1.27.2010

Assignment #1: The Frame...and meeting K.J.!

In a slightly belated post, I will post the top three images I edited and produced with the point-and-shoot digital camera for the Photography as Language class.
This was the first time I attempted using photoshop, but after the prints and critique, I was very happy with the results.
These two images I chose plainly for their aesthetic value. The deep and bright greens and the overwhelming cyan-blue truly shined from the original images. After a brief tweaking of highlights and shadows then playing with color balance produced images that I am proud of.
Of course, I decided not to show my patient these, instead, ever attempting to be the amateur neuropsychologist, provided this picture of my girlfriend on the beach. I told her "go run at those birds so I can take a picture!" to which she happily obliged. I felt the image provided a story and a plethora of descriptive words to review for an aphasic patient. Sand, clouds/cloudy, birds, flight/flying, running, beach, smile/smiling, and various nouns, verbs, and adverbs. I had just read a paper for neuropsychology outlining the double disassociation of noun/verb duality. Patients often have trouble with either words related to imagery or trouble with more nebulous concepts. It's easier to imagine a bird in your head, but the imagery of "flying" requires one to create a mental scenario with an object to partake in flight.

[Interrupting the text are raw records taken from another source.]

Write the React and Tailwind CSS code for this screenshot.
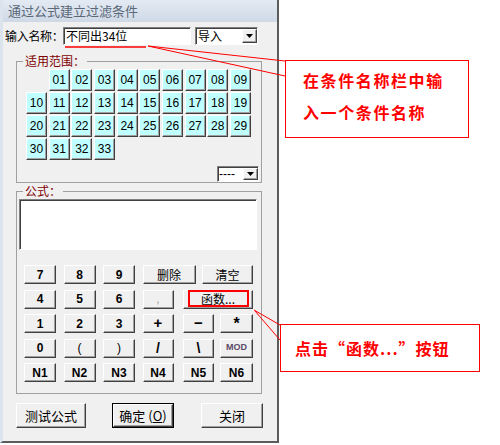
import React from 'react';

const CJK = "font-['SimSun','Noto_Sans_CJK_SC',sans-serif]";
const SANS = "font-['Liberation_Sans','Noto_Sans_CJK_SC',sans-serif]";
const raised =
  'border border-t-white border-l-white border-r-[#404040] border-b-[#404040] shadow-[inset_-1px_-1px_0_#a0a0a0]';
const sunken =
  'border border-t-[#808080] border-l-[#808080] border-r-white border-b-white shadow-[inset_1px_1px_0_#404040]';

function Arrow() {
  return (
    <svg width="7" height="4" viewBox="0 0 7 4">
      <polygon points="0,0 7,0 3.5,4" fill="#000" />
    </svg>
  );
}

function Key({ className = '', children }) {
  return (
    <div className={`h-[19px] flex items-center justify-center bg-[#f0f0f0] text-[12px] font-bold text-black ${SANS} ${raised} ${className}`}>
      {children}
    </div>
  );
}

function Cell({ label }) {
  if (!label) return <div className="w-[21px] h-[22px]" />;
  return (
    <div className={`w-[21px] h-[22px] flex items-center justify-center bg-[#c0ffff] text-[12px] text-black ${SANS} ${raised}`}>
      {label}
    </div>
  );
}

const cells = [
  '', '01', '02', '03', '04', '05', '06', '07', '08', '09',
  '10', '11', '12', '13', '14', '15', '16', '17', '18', '19',
  '20', '21', '22', '23', '24', '25', '26', '27', '28', '29',
  '30', '31', '32', '33',
];

export default function App() {
  return (
    <div className="relative w-[500px] h-[445px] bg-white overflow-hidden">
      {/* Dialog window */}
      <div className="w-[279px] h-[443px] flex flex-col bg-[#f0f0f0] border-l-[3px] border-l-[#dbe3ec] border-r-2 border-r-[#5c5c5c] border-b-2 border-b-[#5c5c5c]">
        <div className={`h-[22px] shrink-0 flex items-center pl-[5px] bg-gradient-to-b from-[#e3eaf3] to-[#cfd9e6] text-[13px] text-[#5a6878] ${CJK}`}>
          通过公式建立过滤条件
        </div>

        <div className="mt-[5px] flex items-center h-[18px]">
          <span className={`ml-[2px] w-[58px] shrink-0 whitespace-nowrap text-[12px] tracking-[-0.3px] text-black ${CJK}`}>输入名称：</span>
          <div className={`w-[128px] h-[18px] bg-white flex items-center pl-[2px] text-[12px] text-black ${CJK} ${sunken}`}>
            不同出34位
          </div>
          <div className={`ml-[4px] w-[63px] h-[18px] bg-white flex items-center ${sunken}`}>
            <span className={`flex-1 pl-[2px] text-[12px] text-black ${CJK}`}>导入</span>
            <div className={`w-[15px] h-[14px] flex items-center justify-center bg-[#f0f0f0] ${raised}`}>
              <Arrow />
            </div>
          </div>
        </div>

        {/* 适用范围 */}
        <fieldset className="mt-[9px] ml-[13px] w-[246px] border border-[#a0a0a0] pt-[1px]">
          <legend className={`ml-[6px] px-[2px] text-[12px] leading-[14px] text-[#800000] ${CJK}`}>适用范围：</legend>
          <div className="pl-[9px] grid grid-cols-[repeat(10,21px)] gap-x-[1.67px] gap-y-[1px]">
            {cells.map((c, i) => (
              <Cell key={i} label={c} />
            ))}
          </div>
          <div className="flex justify-end mt-[6px] pr-[2px]">
            <div className={`w-[42px] h-[16px] bg-white flex items-center ${sunken}`}>
              <span className={`flex-1 pl-[1px] text-[12px] leading-none text-black ${SANS}`}>----</span>
              <div className={`w-[15px] h-[12px] flex items-center justify-center bg-[#f0f0f0] ${raised}`}>
                <Arrow />
              </div>
            </div>
          </div>
        </fieldset>

        {/* 公式 */}
        <fieldset className="mt-[1px] ml-[13px] w-[246px] border border-[#a0a0a0] pt-[1px] pb-[11px]">
          <legend className={`ml-[6px] px-[2px] text-[12px] leading-[14px] text-[#800000] ${CJK}`}>公式：</legend>
          <div className={`ml-[2px] w-[238px] h-[51px] bg-white ${sunken}`} />

          <div className="mt-[15px] pl-[7px] flex flex-col gap-[5.5px]">
            <div className="flex">
              <Key className="w-[32px]">7</Key>
              <Key className="ml-[7.5px] w-[32px]">8</Key>
              <Key className="ml-[7.5px] w-[32px]">9</Key>
              <Key className={`ml-[7.5px] w-[53px] !font-normal ${CJK}`}>删除</Key>
              <Key className={`ml-[6.5px] w-[51px] !font-normal ${CJK}`}>清空</Key>
            </div>
            <div className="flex">
              <Key className="w-[32px]">4</Key>
              <Key className="ml-[7.5px] w-[32px]">5</Key>
              <Key className="ml-[7.5px] w-[32px]">6</Key>
              <Key className="ml-[7.5px] w-[31px] !font-normal !text-[#a0a0a0]">,</Key>
              <Key className={`ml-[9.5px] w-[70px] !font-normal ${CJK}`}>函数...</Key>
            </div>
            <div className="flex">
              <Key className="w-[32px]">1</Key>
              <Key className="ml-[7.5px] w-[32px]">2</Key>
              <Key className="ml-[7.5px] w-[32px]">3</Key>
              <Key className="ml-[7.5px] w-[31px] !text-[15px]">+</Key>
              <Key className="ml-[9.5px] w-[31px] !text-[15px]">−</Key>
              <Key className="ml-[6px] w-[33px] !text-[16px]">*</Key>
            </div>
            <div className="flex">
              <Key className="w-[32px]">0</Key>
              <Key className="ml-[7.5px] w-[32px] !font-normal">(</Key>
              <Key className="ml-[7.5px] w-[32px] !font-normal">)</Key>
              <Key className="ml-[7.5px] w-[31px] !text-[14px]">/</Key>
              <Key className="ml-[9.5px] w-[31px] !text-[14px]">\</Key>
              <Key className="ml-[6px] w-[33px] !text-[9px] !text-[#5b4a68]">MOD</Key>
            </div>
            <div className="flex">
              <Key className="w-[32px]">N1</Key>
              <Key className="ml-[7.5px] w-[32px]">N2</Key>
              <Key className="ml-[7.5px] w-[32px]">N3</Key>
              <Key className="ml-[7.5px] w-[31px]">N4</Key>
              <Key className="ml-[9.5px] w-[31px]">N5</Key>
              <Key className="ml-[6px] w-[33px]">N6</Key>
            </div>
          </div>
        </fieldset>

        {/* Bottom buttons */}
        <div className={`mt-[9px] ml-[13px] flex text-[13px] text-black ${CJK}`}>
          <div className={`w-[70px] h-[25px] flex items-center justify-center bg-[#f0f0f0] ${raised}`}>测试公式</div>
          <div className="ml-[26px] w-[62px] h-[25px] border border-black">
            <div className={`w-full h-full flex items-center justify-center bg-[#f0f0f0] ${raised}`}>
              确定 (<span className="underline">O</span>)
            </div>
          </div>
          <div className={`ml-[27px] w-[62px] h-[25px] flex items-center justify-center bg-[#f0f0f0] ${raised}`}>关闭</div>
        </div>
      </div>

      {/* Annotation lines */}
      <svg className="absolute inset-0 pointer-events-none" width="500" height="445" viewBox="0 0 500 445">
        <line x1="65" y1="47" x2="146" y2="47" stroke="#ff0000" strokeWidth="1.6" />
        <line x1="148" y1="46" x2="285" y2="61" stroke="#ff0000" strokeWidth="1" />
        <line x1="148" y1="46" x2="285" y2="76" stroke="#ff0000" strokeWidth="1" />
        <rect x="189" y="291" width="59" height="15" fill="none" stroke="#ff0000" strokeWidth="2" />
        <line x1="254" y1="310" x2="280" y2="325" stroke="#ff0000" strokeWidth="1" />
        <line x1="255" y1="311" x2="280" y2="340" stroke="#ff0000" strokeWidth="1" />
      </svg>

      {/* Callouts */}
      <div className={`absolute left-[285px] top-[60px] w-[184px] h-[78px] border border-[#ff0000] bg-white pl-[17px] pt-[3px] text-[16px] leading-[32px] font-bold tracking-[1.6px] text-[#ff0000] ${CJK}`}>
        <div>在条件名称栏中输</div>
        <div>入一个条件名称</div>
      </div>
      <div className={`absolute left-[280px] top-[324px] w-[200px] h-[48px] border border-[#ff0000] bg-white pl-[14px] flex items-center text-[16px] font-bold tracking-[1px] text-[#ff0000] ${CJK}`}>
        点击“函数...”按钮
      </div>
    </div>
  );
}
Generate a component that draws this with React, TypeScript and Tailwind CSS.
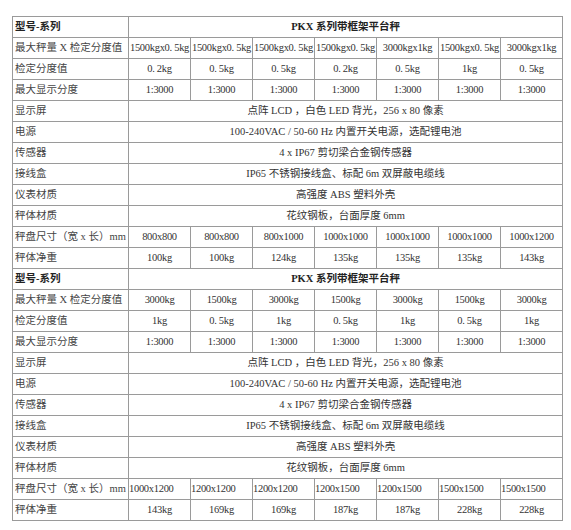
const FONT = { fontFamily: '"Liberation Serif", "Noto Sans CJK SC", serif' };

type Row = { label: string; cells?: string[]; merged?: string; bold?: boolean; left?: boolean };

const common: Row[] = [
  { label: '显示屏', merged: '点阵 LCD ，白色 LED 背光，256 x 80 像素' },
  { label: '电源', merged: '100-240VAC / 50-60 Hz 内置开关电源，选配锂电池' },
  { label: '传感器', merged: '4 x IP67 剪切梁合金钢传感器' },
  { label: '接线盒', merged: 'IP65 不锈钢接线盒、标配 6m 双屏蔽电缆线' },
  { label: '仪表材质', merged: '高强度 ABS 塑料外壳' },
  { label: '秤体材质', merged: '花纹钢板，台面厚度 6mm' },
];

const rows: Row[] = [
  { label: '型号-系列', merged: 'PKX 系列带框架平台秤', bold: true },
  {
    label: '最大秤量 X 检定分度值',
    cells: ['1500kgx0. 5kg', '1500kgx0. 5kg', '1500kgx0. 5kg', '1500kgx0. 5kg', '3000kgx1kg', '1500kgx0. 5kg', '3000kgx1kg'],
  },
  { label: '检定分度值', cells: ['0. 2kg', '0. 5kg', '0. 5kg', '0. 2kg', '0. 5kg', '1kg', '0. 5kg'] },
  { label: '最大显示分度', cells: Array(7).fill('1:3000') },
  ...common,
  { label: '秤盘尺寸（宽 x 长）mm', cells: ['800x800', '800x800', '800x1000', '1000x1000', '1000x1000', '1000x1000', '1000x1200'] },
  { label: '秤体净重', cells: ['100kg', '100kg', '124kg', '135kg', '135kg', '135kg', '143kg'] },
  { label: '型号-系列', merged: 'PKX 系列带框架平台秤', bold: true },
  { label: '最大秤量 X 检定分度值', cells: ['3000kg', '1500kg', '3000kg', '1500kg', '3000kg', '1500kg', '3000kg'] },
  { label: '检定分度值', cells: ['1kg', '0. 5kg', '1kg', '0. 5kg', '1kg', '0. 5kg', '1kg'] },
  { label: '最大显示分度', cells: Array(7).fill('1:3000') },
  ...common,
  {
    label: '秤盘尺寸（宽 x 长）mm',
    cells: ['1000x1200', '1200x1200', '1200x1200', '1200x1500', '1200x1500', '1500x1500', '1500x1500'],
    left: true,
  },
  { label: '秤体净重', cells: ['143kg', '169kg', '169kg', '187kg', '187kg', '228kg', '228kg'] },
];

export default function App() {
  return (
    <div className="w-[571px] h-[530px] bg-white pt-[16px] pl-[12px]" style={FONT}>
      <table className="w-[551px] border-collapse table-fixed text-[10.5px] text-[#333]">
        <colgroup>
          <col className="w-[116px]" />
          {Array.from({ length: 7 }).map((_, i) => (
            <col key={i} className="w-[62px]" />
          ))}
        </colgroup>
        <tbody>
          {rows.map((row, i) => (
            <tr key={i} className="h-[21px]">
              <td
                className={`border border-[#9a9a9a] pl-[2px] pr-0 py-0 whitespace-nowrap overflow-hidden text-left leading-none ${
                  row.bold ? 'font-bold text-[#222]' : 'text-[#444]'
                }`}
              >
                {row.label}
              </td>
              {row.merged ? (
                <td
                  colSpan={7}
                  className={`border border-[#9a9a9a] p-0 text-center whitespace-nowrap leading-none ${
                    row.bold ? 'font-bold text-[#222]' : ''
                  }`}
                >
                  {row.merged}
                </td>
              ) : (
                row.cells!.map((c, j) => (
                  <td
                    key={j}
                    className={`border border-[#9a9a9a] p-0 whitespace-nowrap overflow-hidden leading-none tracking-[-0.3px] ${
                      row.left ? 'text-left' : 'text-center'
                    }`}
                  >
                    {c}
                  </td>
                ))
              )}
            </tr>
          ))}
        </tbody>
      </table>
    </div>
  );
}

Of course, I got what was coming for me. My client, K.J., is extremely feisty, extraordinarily smart and quick-witted. Well, she took one look at my picture, frowned, and pointed to Diego's photograph of beautifully composed and vibrant marker heads, creating a rainbow pattern of random colors. K.J. used to be a painter before her stroke, and of course was attracted to the superior and more interesting image. 

This is a great lesson in the attempt of a scientific intent and the subsequent realization of its absolute absurdity. I just might have to rethink this whole case-study idea...K.J. is much too entertaining, engaging, and hilarious to drone on about dry clinical facts. Oh, but I'm not abandoning that aspect totally. Something I noticed quite early on was K.J.'s immediate verbalization of what I'll call "frustration words." The first words I heard her speak were a "What the hell?!" pointing to her speech therapy scheduling, jotted confusingly on a sticky note. 

She presents with anomia, telegraphic speech, and other non-fluent presentations. Right-side hemipelegia is apparent as she lost the majority of fine motor control of her right hand, which must be extraordinarily frustrating to a former painter. She is acutely aware of her language deficits, and quickly inserts a frustrated "crap!!" in place of an unknown word. We took her outside to show her how to use the camera, and joked about the dismal scenery outside of the building. "What do I do!?"gesturing with her camera, "picture of dead bush?!"